Thursday, July 25, 2013

What changed when I went to Africa

When I was first in Kenya last summer, I wrote about my journey to get there, which started when I was young and my cousin went into the Peace Corps.

For long periods of my life, my perception of Africa was exactly what media told me about. I had built an entire ideology of the continent that was filled with images of hunger, war, and sickness. I lumped the entire continent together, despite the fact that Africa is home to 54 different countries, has over 3,000 different languages (Nigeria alone is home to around 500 languages, making it the biggest concentration of linguistic diversities), and is roughly 3 times the size of the United States in land mass.

So with this exceedingly naive impression of a place I knew pretty much nothing about, I was convinced for awhile that I was going to Africa and I was going to save the people who were, in my limited and uneducated opinion, obviously suffering.

But I went and found that yes, there were all of the things that the media described but those were not in any way the only aspects of Africa.

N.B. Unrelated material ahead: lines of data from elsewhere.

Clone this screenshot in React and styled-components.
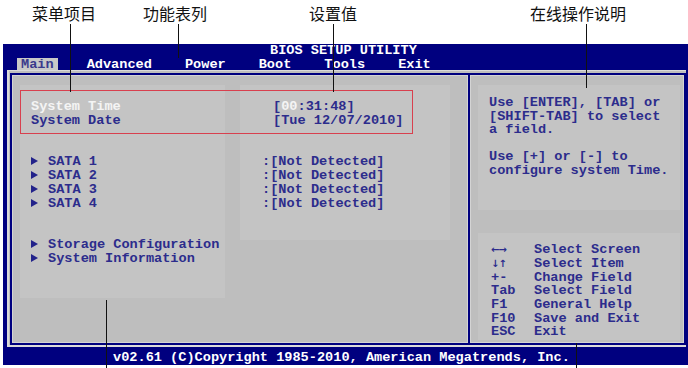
import React from 'react';
import styled, { createGlobalStyle } from 'styled-components';

const GlobalStyle = createGlobalStyle`
  html, body {
    margin: 0;
    padding: 0;
    background: #ffffff;
  }
`;

const NAVY = '#00007f';
const INK = '#2c2c8c';
const GRAY = '#bebebe';
const GHOST = '#c4c4c4';
const MONO = `"Liberation Mono", "DejaVu Sans Mono", monospace`;

const Page = styled.div`
  position: relative;
  width: 688px;
  height: 368px;
  background: #ffffff;
  overflow: hidden;
`;

const Header = styled.div`
  height: 44px;
`;

const Callout = styled.span`
  position: absolute;
  top: 3px;
  left: ${p => p.$x}px;
  font-family: "Noto Sans CJK SC", "Noto Sans", sans-serif;
  font-size: 16px;
  line-height: 20px;
  color: #111111;
`;

const Leader = styled.div`
  position: absolute;
  left: ${p => p.$x}px;
  top: ${p => p.$top}px;
  width: 1px;
  height: ${p => p.$height}px;
  background: #111111;
  z-index: 2;
`;

const Screen = styled.div`
  width: 685px;
  margin-left: 3px;
  height: 321px;
  background: ${NAVY};
  font-family: ${MONO};
  font-size: 13.6px;
  font-weight: bold;
  display: flex;
  flex-direction: column;
`;

const Title = styled.div`
  height: 13px;
  line-height: 14px;
  padding-left: 267px;
  color: #ffffff;
  white-space: pre;
`;

const MenuBar = styled.div`
  display: flex;
  gap: 25px;
  height: 12px;
  margin-top: 1px;
  padding-left: 14px;
`;

const MenuItem = styled.span`
  padding: 0 4px;
  height: 12px;
  line-height: 14px;
  color: ${p => (p.$active ? '#3a3a8c' : '#ffffff')};
  background: ${p => (p.$active ? '#c8c8c8' : 'transparent')};
`;

const Body = styled.div`
  margin: 0 2px 0 4px;
  height: 277px;
  box-sizing: border-box;
  background: ${GRAY};
  border-top: 1px solid #dadada;
  border-left: 2px solid #dadada;
  border-bottom: 2px solid #dadada;
  padding: 2px 0 0 1px;
`;

const Frame = styled.div`
  display: flex;
  height: 272px;
  box-sizing: border-box;
  border: 2px solid ${NAVY};
`;

const LeftPanel = styled.div`
  width: 456px;
  box-shadow: inset 0 0 0 1px #d4d4d4;
  background:
    linear-gradient(${GHOST}, ${GHOST}) 8px 10px / 205px 213px no-repeat,
    linear-gradient(${GHOST}, ${GHOST}) 228px 10px / 210px 155px no-repeat,
    ${GRAY};
  padding-top: 15px;
  box-sizing: border-box;
  display: flex;
  flex-direction: column;
`;

const RightPanel = styled.div`
  width: 216px;
  box-sizing: border-box;
  border-left: 2px solid ${NAVY};
  box-shadow: inset 0 0 0 1px #d4d4d4;
  background:
    linear-gradient(${GHOST}, ${GHOST}) 8px 10px / 202px 125px no-repeat,
    linear-gradient(${GHOST}, ${GHOST}) 8px 158px / 202px 107px no-repeat,
    ${GRAY};
  padding: 21px 0 4px 19px;
  display: flex;
  flex-direction: column;
  color: ${INK};
`;

const SelectBox = styled.div`
  width: 393px;
  margin-left: 8px;
  box-sizing: border-box;
  border: 1px solid #d8404e;
  padding: 9px 10px 5px;
`;

const Row = styled.div`
  display: flex;
  height: 14px;
  line-height: 14px;
  white-space: pre;
  color: ${INK};
`;

const Label = styled.span`
  width: ${p => p.$w}px;
  flex: none;
  color: ${p => (p.$selected ? '#f4f4f4' : INK)};
`;

const Hi = styled.span`
  color: #f4f4f4;
`;

const Group = styled.div`
  margin-top: ${p => p.$gap}px;
  padding-left: 19px;
`;

const Arrow = styled.span`
  flex: none;
  width: 0;
  height: 0;
  margin: 2px 10px 0 0;
  border-left: 7px solid #22228a;
  border-top: 4.5px solid transparent;
  border-bottom: 4.5px solid transparent;
`;

const HelpText = styled.div`
  line-height: 13.6px;
  white-space: pre;
`;

const KeyList = styled.div`
  margin-top: auto;
  padding-left: 2px;
`;

const KeyRow = styled.div`
  display: flex;
  height: 13.7px;
  line-height: 13.7px;
  white-space: pre;
`;

const Key = styled.span`
  width: 43px;
  flex: none;
  font-size: ${p => (p.$glyph ? '10px' : 'inherit')};
  font-family: ${p => (p.$glyph ? `"DejaVu Sans", sans-serif` : 'inherit')};
  letter-spacing: ${p => (p.$glyph ? '-1px' : 'normal')};
`;

const Footer = styled.div`
  height: 18px;
  box-sizing: border-box;
  padding: 2px 0 0 110px;
  line-height: 18px;
  color: #ffffff;
  white-space: pre;
`;

const menu = ['Main', 'Advanced', 'Power', 'Boot', 'Tools', 'Exit'];
const drives = ['SATA 1', 'SATA 2', 'SATA 3', 'SATA 4'];
const keys = [
  ['←→', 'Select Screen', true],
  ['↓↑', 'Select Item', true],
  ['+-', 'Change Field'],
  ['Tab', 'Select Field'],
  ['F1', 'General Help'],
  ['F10', 'Save and Exit'],
  ['ESC', 'Exit'],
];

const App = () => {
  return (
    <Page>
      <GlobalStyle />
      <Header>
        <Callout $x={32}>菜单项目</Callout>
        <Callout $x={143}>功能表列</Callout>
        <Callout $x={309}>设置值</Callout>
        <Callout $x={530}>在线操作说明</Callout>
      </Header>

      <Leader $x={70} $top={24} $height={68} />
      <Leader $x={178} $top={24} $height={34} />
      <Leader $x={333} $top={24} $height={68} />
      <Leader $x={586} $top={24} $height={64} />
      <Leader $x={106} $top={300} $height={68} />
      <Leader $x={576} $top={343} $height={25} />

      <Screen>
        <Title>BIOS SETUP UTILITY</Title>
        <MenuBar>
          {menu.map((m, i) => (
            <MenuItem key={m} $active={i === 0}>{m}</MenuItem>
          ))}
        </MenuBar>

        <Body>
          <Frame>
            <LeftPanel>
              <SelectBox>
                <Row>
                  <Label $w={242} $selected>System Time</Label>
                  <span>[<Hi>00</Hi>:31:48]</span>
                </Row>
                <Row>
                  <Label $w={242}>System Date</Label>
                  <span>[Tue 12/07/2010]</span>
                </Row>
              </SelectBox>

              <Group $gap={21}>
                {drives.map(d => (
                  <Row key={d}>
                    <Arrow />
                    <Label $w={214}>{d}</Label>
                    <span>:[Not Detected]</span>
                  </Row>
                ))}
              </Group>

              <Group $gap={27}>
                <Row>
                  <Arrow />
                  <span>Storage Configuration</span>
                </Row>
                <Row>
                  <Arrow />
                  <span>System Information</span>
                </Row>
              </Group>
            </LeftPanel>

            <RightPanel>
              <HelpText>
                {'Use [ENTER], [TAB] or\n[SHIFT-TAB] to select\na field.\n\nUse [+] or [-] to\nconfigure system Time.'}
              </HelpText>
              <KeyList>
                {keys.map(([k, desc, glyph]) => (
                  <KeyRow key={desc}>
                    <Key $glyph={glyph}>{k}</Key>
                    <span>{desc}</span>
                  </KeyRow>
                ))}
              </KeyList>
            </RightPanel>
          </Frame>
        </Body>

        <Footer>v02.61 (C)Copyright 1985-2010, American Megatrends, Inc.</Footer>
      </Screen>
    </Page>
  );
};

export default App;
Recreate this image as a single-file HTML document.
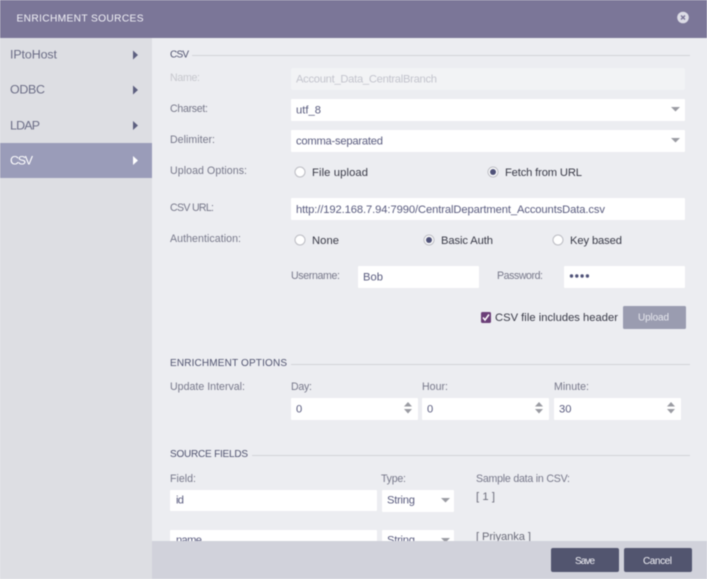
<!DOCTYPE html>
<html><head><meta charset="utf-8"><title>Enrichment Sources</title>
<style>
html,body{margin:0;padding:0;width:707px;height:579px;overflow:hidden;background:#ecedf1}
svg{display:block;filter:blur(.45px)}
text{font-family:"Liberation Sans",sans-serif;font-size:10.6px;fill:#77788a}
.h{font-size:10px;fill:#50536f}
.v{font-size:11.2px;fill:#595b7e}
.r{font-size:11.2px;fill:#383946}
.n{font-size:12.4px;fill:#6a6c85}
.sel{fill:#9a9ba2}
</style></head><body>
<svg width="707" height="579" viewBox="0 0 707 579" xmlns="http://www.w3.org/2000/svg">
<rect width="707" height="579" fill="#ecedf1"/>
<rect y="38" width="152" height="541" fill="#dddee3"/>
<rect y="143" width="152" height="35" fill="#9a9cb9"/>
<rect width="707" height="38" fill="#7b7698"/>
<text x="16.5" y="21.5" style="font-size:10.2px;fill:#f2f2f7" textLength="127">ENRICHMENT SOURCES</text>
<circle cx="683" cy="17.5" r="5.8" fill="#dcdce6"/>
<path d="M681 15.500l4 4M685 15.500l-4 4" stroke="#7b7698" stroke-width="1.400"/>

<text class="n" x="10" y="58.500" textLength="47">IPtoHost</text>
<text class="n" x="10" y="93.500" textLength="35">ODBC</text>
<text class="n" x="10" y="129.500" textLength="30">LDAP</text>
<text class="n" x="10" y="164.500" textLength="23" style="fill:#fff">CSV</text>
<path d="M133 50.500l5 4.500-5 4.500zM133 85.500l5 4.500-5 4.500zM133 121l5 4.500-5 4.500z" fill="#5d6080"/>
<path d="M133 156l5 4.500-5 4.500z" fill="#fff"/>

<text class="h" x="170" y="57.500" textLength="19">CSV</text>
<rect x="192" y="55" width="498" height="1" fill="#d2d3d8"/>
<text x="170" y="81" textLength="30" style="fill:#c6c7cd">Name:</text>
<rect x="291" y="68" width="394" height="22" rx="2" fill="#f2f3f5"/>
<text class="v" x="296" y="82.500" textLength="141" style="fill:#c3c4cd">Account_Data_CentralBranch</text>

<text x="170" y="112" textLength="38">Charset:</text>
<rect x="291" y="99" width="394" height="22" rx="1" fill="#fff"/>
<text class="v" x="296" y="113.500" textLength="25">utf_8</text>
<path d="M671 107h9l-4.500 4.500z" class="sel"/>

<text x="170" y="143" textLength="45">Delimiter:</text>
<rect x="291" y="130" width="394" height="22" rx="1" fill="#fff"/>
<text class="v" x="296" y="144.500" textLength="87">comma-separated</text>
<path d="M671 138h9l-4.500 4.500z" class="sel"/>

<text x="170" y="174" textLength="77">Upload Options:</text>
<circle cx="300" cy="172" r="5" fill="#fff" stroke="#bcbdc3"/>
<text class="r" x="312" y="176" textLength="56">File upload</text>
<circle cx="493" cy="172" r="5" fill="#fff" stroke="#bcbdc3"/>
<circle cx="493" cy="172" r="3" fill="#4f5278"/>
<text class="r" x="505" y="176" textLength="77">Fetch from URL</text>

<text x="170" y="211" textLength="44">CSV URL:</text>
<rect x="291" y="198" width="394" height="22" rx="1" fill="#fff"/>
<text class="v" x="296" y="213" textLength="309">http://192.168.7.94:7990/CentralDepartment_AccountsData.csv</text>

<text x="170" y="242" textLength="71">Authentication:</text>
<circle cx="300" cy="240" r="5" fill="#fff" stroke="#bcbdc3"/>
<text class="r" x="312" y="244" textLength="27">None</text>
<circle cx="429" cy="240" r="5" fill="#fff" stroke="#bcbdc3"/>
<circle cx="429" cy="240" r="3" fill="#4f5278"/>
<text class="r" x="441" y="244" textLength="52">Basic Auth</text>
<circle cx="558" cy="240" r="5" fill="#fff" stroke="#bcbdc3"/>
<text class="r" x="570" y="244" textLength="52">Key based</text>

<text x="291" y="279" textLength="49">Username:</text>
<rect x="358" y="266" width="121" height="22" rx="1" fill="#fff"/>
<text class="v" x="363" y="280.500" textLength="20">Bob</text>
<text x="497" y="279" textLength="46">Password:</text>
<rect x="564" y="266" width="121" height="22" rx="1" fill="#fff"/>
<circle cx="571.500" cy="276" r="1.700" fill="#4f5278"/><circle cx="576.800" cy="276" r="1.700" fill="#4f5278"/><circle cx="582.100" cy="276" r="1.700" fill="#4f5278"/><circle cx="587.400" cy="276" r="1.700" fill="#4f5278"/>

<rect x="481" y="312" width="10" height="11" rx="1.500" fill="#6b3f78"/>
<path d="M483 317.500l2 2.500 4-5.500" fill="none" stroke="#fff" stroke-width="1.500"/>
<text class="r" x="495" y="321" textLength="123">CSV file includes header</text>
<rect x="623" y="306" width="63" height="23" rx="1.500" fill="#9a9cb0"/>
<text x="638" y="320.500" textLength="31" style="font-size:10px;fill:#e6e7ee">Upload</text>

<text class="h" x="170" y="366" textLength="117">ENRICHMENT OPTIONS</text>
<rect x="291" y="364" width="399" height="1" fill="#d2d3d8"/>
<text x="170" y="390" textLength="75">Update Interval:</text>
<text x="291" y="390" textLength="21">Day:</text>
<text x="422" y="390" textLength="26">Hour:</text>
<text x="554" y="390" textLength="35">Minute:</text>
<rect x="291" y="398" width="127" height="22" rx="1" fill="#fff"/>
<rect x="422" y="398" width="127" height="22" rx="1" fill="#fff"/>
<rect x="554" y="398" width="127" height="22" rx="1" fill="#fff"/>
<text class="v" x="296" y="412.500">0</text>
<text class="v" x="427" y="412.500">0</text>
<text class="v" x="559" y="412.500" textLength="12.500">30</text>
<path d="M404 406.500l4-4.500 4 4.500zM404 409l4 4.500 4-4.500zM535 406.500l4-4.500 4 4.500zM535 409l4 4.500 4-4.500zM667 406.500l4-4.500 4 4.500zM667 409l4 4.500 4-4.500z" class="sel"/>

<text class="h" x="170" y="457" textLength="78">SOURCE FIELDS</text>
<rect x="252" y="455" width="438" height="1" fill="#d2d3d8"/>
<text x="170" y="482" textLength="26">Field:</text>
<text x="381" y="482" textLength="25">Type:</text>
<text x="476" y="482" textLength="94">Sample data in CSV:</text>
<rect x="170" y="490" width="207" height="21" rx="1" fill="#fff"/>
<text class="v" x="176" y="503.500" textLength="8">id</text>
<rect x="382" y="490" width="72" height="22" rx="1" fill="#fff"/>
<text class="v" x="387" y="503.500" textLength="28">String</text>
<path d="M441 498h9l-4.500 4.500z" class="sel"/>
<text x="476" y="500" textLength="19" style="font-size:11.200px;fill:#6b6c7a">[ 1 ]</text>
<rect x="170" y="530" width="207" height="21" rx="1" fill="#fff"/>
<text class="v" x="176" y="543.500" textLength="26">name</text>
<rect x="382" y="530" width="72" height="21" rx="1" fill="#fff"/>
<text class="v" x="387" y="543.500" textLength="28">String</text>
<path d="M441 538h9l-4.500 4.500z" class="sel"/>
<text x="476" y="540" textLength="55" style="font-size:11.200px;fill:#6b6c7a">[ Priyanka ]</text>

<rect x="152" y="541" width="555" height="38" fill="#d1d2db"/>
<rect x="551" y="548" width="68" height="24" rx="2" fill="#52556f"/>
<text x="575" y="564" textLength="20" style="font-size:10px;fill:#f0f0f5">Save</text>
<rect x="624" y="548" width="68" height="24" rx="2" fill="#52556f"/>
<text x="643" y="564" textLength="29" style="font-size:10px;fill:#f0f0f5">Cancel</text>
</svg>
</body></html>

I realized that I had come to define a place simply based on the negative aspects and not what it truly was.

Being there, I found a place that was filled with wealth, poverty, and everything in between. I met people filled with humor, laughter, love, and curiosity. I found ways to laugh at my flaws and ignorance in a way that only being in another culture would have taught me.

And when I was there, I found that Kenya was nothing what I had expected yet everything that I had imagined. Those two months taught me more about the world than I could ever imagine but most importantly, taught me that I will always continue to learn about the world.